Most students will be laden with all kinds of gadgets and electrical kit that are a prime target for thieves, such as MP3 players and laptops, so it's important to have the correct insurance.

Firstly, students should see if they are covered for free under their parents' household policies. The students' union may also have an arrangement with a specific insurer. Unfortunately, because of the high-risk nature of student accommodation, some providers charge hefty premiums, so it is worth looking into specialist student insurance. According to price comparison service Confused.com, a 19-year-old male attending the University of Glamorgan, living in private rented accommodation with two other adults and no alarm, with £4,000 worth of contents cover including high-risk items such as a laptop, TV and iPod would pay between £206 and £271 a year through standard home insurers, while specialist student insurance from Endsleigh costs only £139. If you're a cyclist, check to see whether you can add cover against theft to your home insurance.
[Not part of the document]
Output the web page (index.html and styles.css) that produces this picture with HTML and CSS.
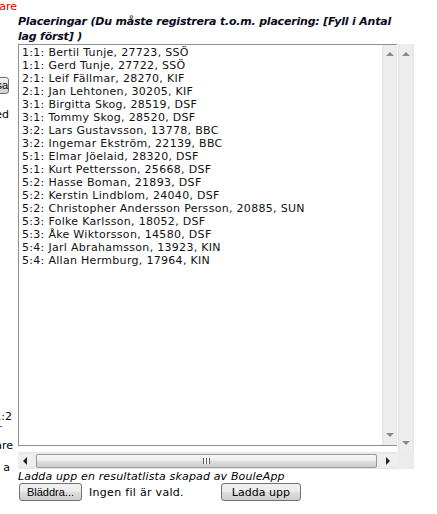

Alternatively, specialist cycle insurance is also available through firms such as Cycleguard or from cycle retailers. Be warned, though, up to 400,000 bikes are stolen each year so premiums are generally quite high and on the rise.

Car insurance

Many students opt for third-party, fire and theft cover because they think it's significantly cheaper, but the difference in premiums with fully comprehensive is often small. For example, a 19-year-old student attending the University of Sheffield and driving a Ford Fiesta, fully comprehensive would cost £1,238 and third-party fire and theft would cost £1,196. Remember that moving home can affect premiums and don't be tempted to pretend that the car is still parked at home. It is fraudulent and those caught won't have their claims honoured. Another common fraud is called fronting. This is where parents put their child on the insurance as a named driver but they are actually the main driver. Fronting is illegal and insurers are becoming wise to key indicators that it is going on.